* Task statement *
Word for word, repeat the entries, minus the pictures.

· · · · ·

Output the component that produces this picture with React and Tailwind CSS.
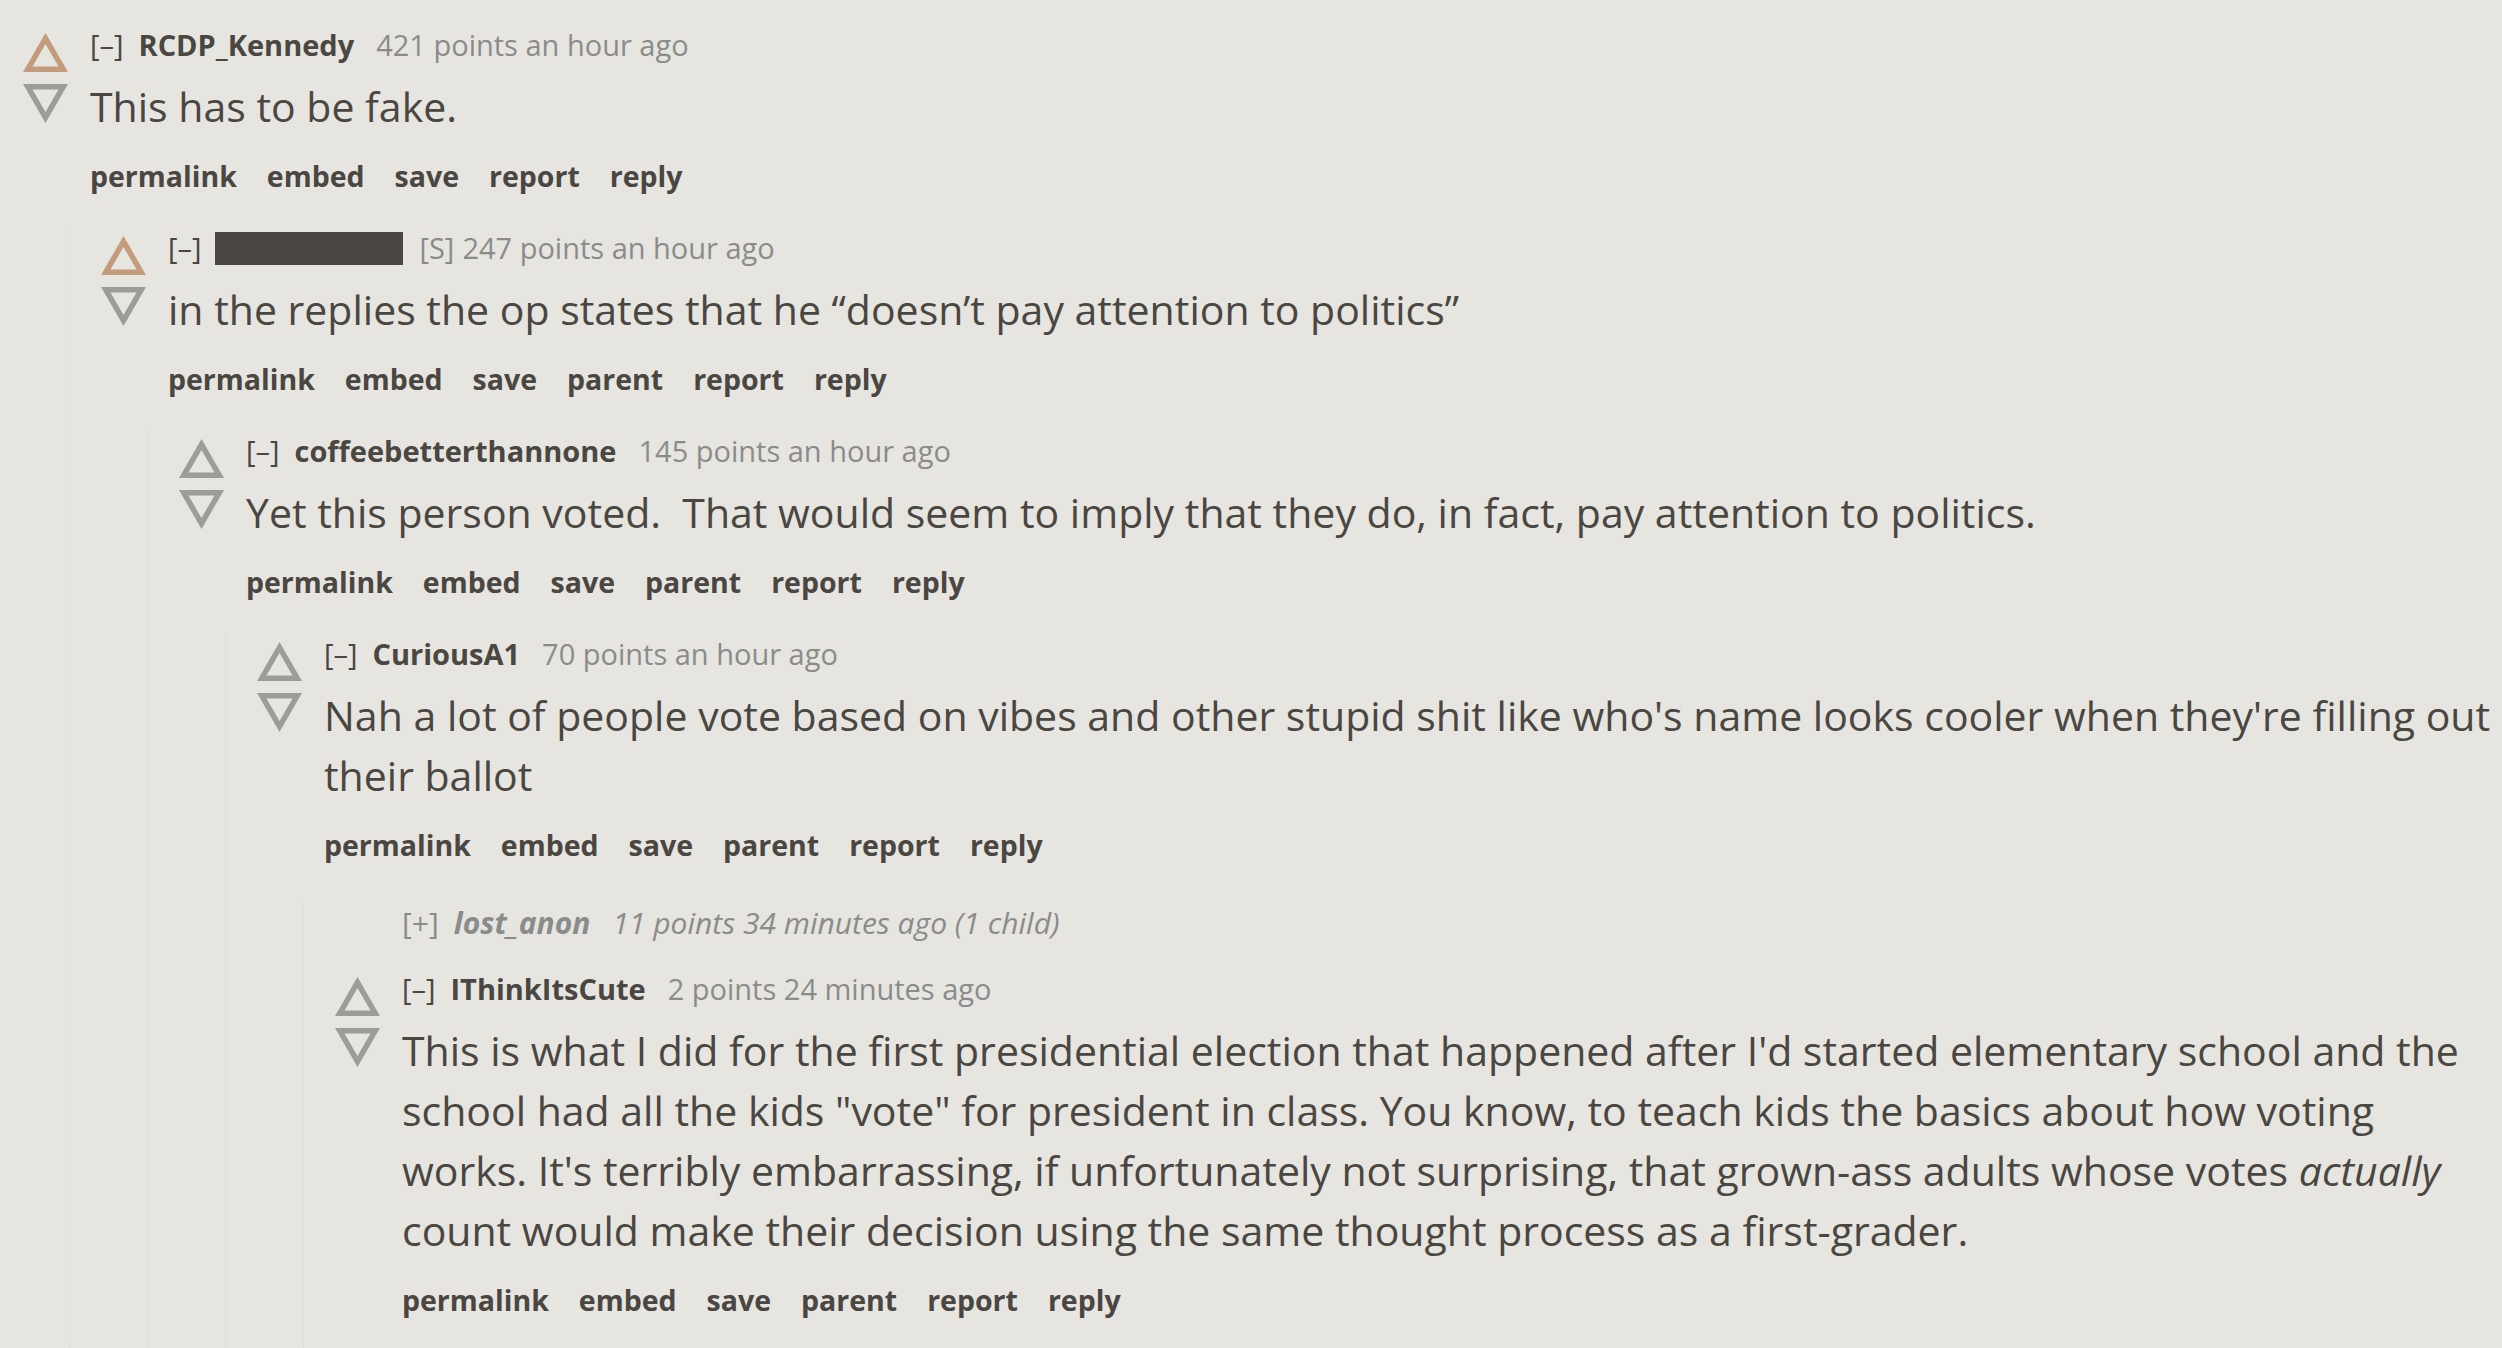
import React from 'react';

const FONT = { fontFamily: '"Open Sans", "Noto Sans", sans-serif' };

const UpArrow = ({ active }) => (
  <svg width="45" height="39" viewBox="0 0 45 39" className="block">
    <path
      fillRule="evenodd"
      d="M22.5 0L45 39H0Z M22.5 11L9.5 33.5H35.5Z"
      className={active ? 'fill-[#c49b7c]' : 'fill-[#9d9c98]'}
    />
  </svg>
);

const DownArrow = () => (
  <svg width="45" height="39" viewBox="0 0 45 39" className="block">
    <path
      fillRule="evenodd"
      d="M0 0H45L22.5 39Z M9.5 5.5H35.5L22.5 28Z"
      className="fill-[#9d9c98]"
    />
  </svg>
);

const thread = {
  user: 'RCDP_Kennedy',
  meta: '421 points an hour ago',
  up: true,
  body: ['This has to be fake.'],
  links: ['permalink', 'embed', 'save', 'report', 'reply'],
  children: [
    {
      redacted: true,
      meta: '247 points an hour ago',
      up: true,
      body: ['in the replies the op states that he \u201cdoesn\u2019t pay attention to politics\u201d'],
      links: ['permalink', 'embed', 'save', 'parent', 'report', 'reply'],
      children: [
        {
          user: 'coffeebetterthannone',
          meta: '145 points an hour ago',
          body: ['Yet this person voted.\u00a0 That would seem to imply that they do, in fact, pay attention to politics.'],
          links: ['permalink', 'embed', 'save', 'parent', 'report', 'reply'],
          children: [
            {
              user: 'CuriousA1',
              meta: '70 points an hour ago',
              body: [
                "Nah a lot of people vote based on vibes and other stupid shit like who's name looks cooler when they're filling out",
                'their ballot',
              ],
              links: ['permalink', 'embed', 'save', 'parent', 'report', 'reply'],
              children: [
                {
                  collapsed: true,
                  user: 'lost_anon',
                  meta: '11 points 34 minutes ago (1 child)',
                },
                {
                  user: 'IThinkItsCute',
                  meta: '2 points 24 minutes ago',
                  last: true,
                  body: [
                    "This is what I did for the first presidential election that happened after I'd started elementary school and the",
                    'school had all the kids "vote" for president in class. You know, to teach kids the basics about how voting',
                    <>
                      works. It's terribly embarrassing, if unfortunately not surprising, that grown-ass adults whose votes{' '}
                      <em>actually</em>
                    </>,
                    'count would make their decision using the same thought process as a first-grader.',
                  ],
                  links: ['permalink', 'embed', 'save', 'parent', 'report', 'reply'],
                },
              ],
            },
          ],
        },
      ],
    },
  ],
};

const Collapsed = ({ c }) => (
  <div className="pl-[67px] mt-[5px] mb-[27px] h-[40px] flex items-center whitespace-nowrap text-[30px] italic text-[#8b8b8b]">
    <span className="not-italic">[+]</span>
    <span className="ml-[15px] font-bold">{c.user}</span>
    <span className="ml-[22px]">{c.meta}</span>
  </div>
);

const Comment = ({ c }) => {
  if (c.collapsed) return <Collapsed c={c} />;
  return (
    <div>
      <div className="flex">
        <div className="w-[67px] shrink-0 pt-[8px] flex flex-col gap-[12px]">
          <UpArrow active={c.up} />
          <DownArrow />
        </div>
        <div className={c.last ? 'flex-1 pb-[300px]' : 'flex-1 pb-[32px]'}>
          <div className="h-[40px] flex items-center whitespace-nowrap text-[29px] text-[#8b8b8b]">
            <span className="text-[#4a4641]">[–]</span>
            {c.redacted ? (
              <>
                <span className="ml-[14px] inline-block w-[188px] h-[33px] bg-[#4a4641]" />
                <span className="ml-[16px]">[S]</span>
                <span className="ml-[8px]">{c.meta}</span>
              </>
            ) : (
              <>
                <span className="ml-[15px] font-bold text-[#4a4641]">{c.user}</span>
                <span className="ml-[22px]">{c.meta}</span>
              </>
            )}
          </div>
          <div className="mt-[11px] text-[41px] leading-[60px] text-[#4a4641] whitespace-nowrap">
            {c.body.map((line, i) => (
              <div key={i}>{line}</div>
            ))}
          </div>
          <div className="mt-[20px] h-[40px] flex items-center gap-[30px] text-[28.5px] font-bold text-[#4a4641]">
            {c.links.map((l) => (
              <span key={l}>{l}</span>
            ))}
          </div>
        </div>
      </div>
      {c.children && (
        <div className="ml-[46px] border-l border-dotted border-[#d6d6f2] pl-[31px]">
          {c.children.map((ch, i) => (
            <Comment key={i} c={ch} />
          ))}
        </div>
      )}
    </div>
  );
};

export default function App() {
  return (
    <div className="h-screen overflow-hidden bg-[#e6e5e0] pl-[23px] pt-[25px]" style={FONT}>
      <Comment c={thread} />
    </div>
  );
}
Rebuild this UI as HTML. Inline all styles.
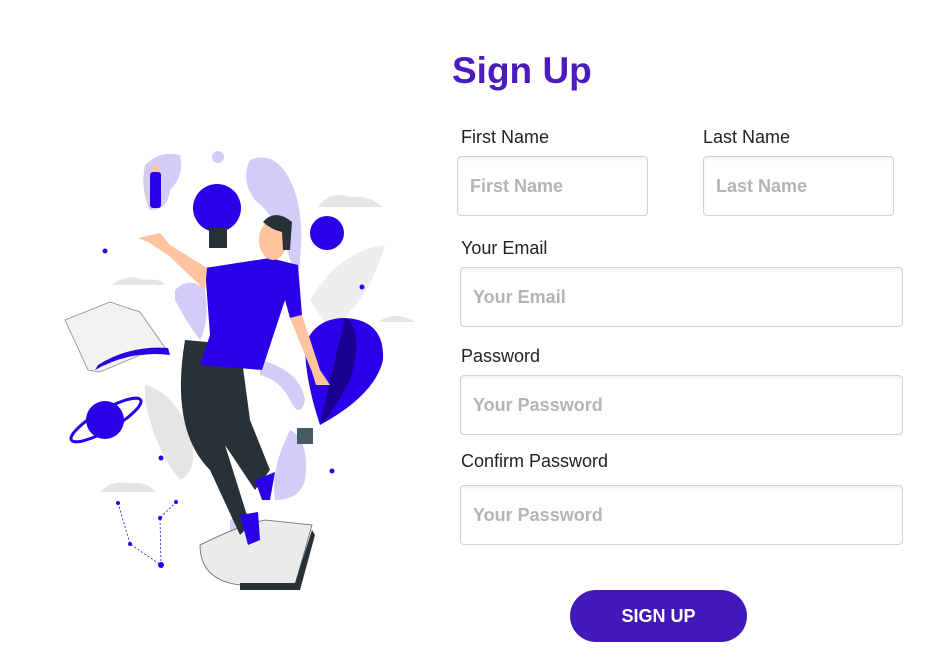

· · · · ·

* Answer to the exercise *
Output the component that produces this picture with React and Tailwind CSS.
import React from 'react';

const FONT = { fontFamily: '"Open Sans", "Noto Sans", sans-serif' };

const UpArrow = ({ active }) => (
  <svg width="45" height="39" viewBox="0 0 45 39" className="block">
    <path
      fillRule="evenodd"
      d="M22.5 0L45 39H0Z M22.5 11L9.5 33.5H35.5Z"
      className={active ? 'fill-[#c49b7c]' : 'fill-[#9d9c98]'}
    />
  </svg>
);

const DownArrow = () => (
  <svg width="45" height="39" viewBox="0 0 45 39" className="block">
    <path
      fillRule="evenodd"
      d="M0 0H45L22.5 39Z M9.5 5.5H35.5L22.5 28Z"
      className="fill-[#9d9c98]"
    />
  </svg>
);

const thread = {
  user: 'RCDP_Kennedy',
  meta: '421 points an hour ago',
  up: true,
  body: ['This has to be fake.'],
  links: ['permalink', 'embed', 'save', 'report', 'reply'],
  children: [
    {
      redacted: true,
      meta: '247 points an hour ago',
      up: true,
      body: ['in the replies the op states that he \u201cdoesn\u2019t pay attention to politics\u201d'],
      links: ['permalink', 'embed', 'save', 'parent', 'report', 'reply'],
      children: [
        {
          user: 'coffeebetterthannone',
          meta: '145 points an hour ago',
          body: ['Yet this person voted.\u00a0 That would seem to imply that they do, in fact, pay attention to politics.'],
          links: ['permalink', 'embed', 'save', 'parent', 'report', 'reply'],
          children: [
            {
              user: 'CuriousA1',
              meta: '70 points an hour ago',
              body: [
                "Nah a lot of people vote based on vibes and other stupid shit like who's name looks cooler when they're filling out",
                'their ballot',
              ],
              links: ['permalink', 'embed', 'save', 'parent', 'report', 'reply'],
              children: [
                {
                  collapsed: true,
                  user: 'lost_anon',
                  meta: '11 points 34 minutes ago (1 child)',
                },
                {
                  user: 'IThinkItsCute',
                  meta: '2 points 24 minutes ago',
                  last: true,
                  body: [
                    "This is what I did for the first presidential election that happened after I'd started elementary school and the",
                    'school had all the kids "vote" for president in class. You know, to teach kids the basics about how voting',
                    <>
                      works. It's terribly embarrassing, if unfortunately not surprising, that grown-ass adults whose votes{' '}
                      <em>actually</em>
                    </>,
                    'count would make their decision using the same thought process as a first-grader.',
                  ],
                  links: ['permalink', 'embed', 'save', 'parent', 'report', 'reply'],
                },
              ],
            },
          ],
        },
      ],
    },
  ],
};

const Collapsed = ({ c }) => (
  <div className="pl-[67px] mt-[5px] mb-[27px] h-[40px] flex items-center whitespace-nowrap text-[30px] italic text-[#8b8b8b]">
    <span className="not-italic">[+]</span>
    <span className="ml-[15px] font-bold">{c.user}</span>
    <span className="ml-[22px]">{c.meta}</span>
  </div>
);

const Comment = ({ c }) => {
  if (c.collapsed) return <Collapsed c={c} />;
  return (
    <div>
      <div className="flex">
        <div className="w-[67px] shrink-0 pt-[8px] flex flex-col gap-[12px]">
          <UpArrow active={c.up} />
          <DownArrow />
        </div>
        <div className={c.last ? 'flex-1 pb-[300px]' : 'flex-1 pb-[32px]'}>
          <div className="h-[40px] flex items-center whitespace-nowrap text-[29px] text-[#8b8b8b]">
            <span className="text-[#4a4641]">[–]</span>
            {c.redacted ? (
              <>
                <span className="ml-[14px] inline-block w-[188px] h-[33px] bg-[#4a4641]" />
                <span className="ml-[16px]">[S]</span>
                <span className="ml-[8px]">{c.meta}</span>
              </>
            ) : (
              <>
                <span className="ml-[15px] font-bold text-[#4a4641]">{c.user}</span>
                <span className="ml-[22px]">{c.meta}</span>
              </>
            )}
          </div>
          <div className="mt-[11px] text-[41px] leading-[60px] text-[#4a4641] whitespace-nowrap">
            {c.body.map((line, i) => (
              <div key={i}>{line}</div>
            ))}
          </div>
          <div className="mt-[20px] h-[40px] flex items-center gap-[30px] text-[28.5px] font-bold text-[#4a4641]">
            {c.links.map((l) => (
              <span key={l}>{l}</span>
            ))}
          </div>
        </div>
      </div>
      {c.children && (
        <div className="ml-[46px] border-l border-dotted border-[#d6d6f2] pl-[31px]">
          {c.children.map((ch, i) => (
            <Comment key={i} c={ch} />
          ))}
        </div>
      )}
    </div>
  );
};

export default function App() {
  return (
    <div className="h-screen overflow-hidden bg-[#e6e5e0] pl-[23px] pt-[25px]" style={FONT}>
      <Comment c={thread} />
    </div>
  );
}
Rebuild this UI as HTML. Inline all styles.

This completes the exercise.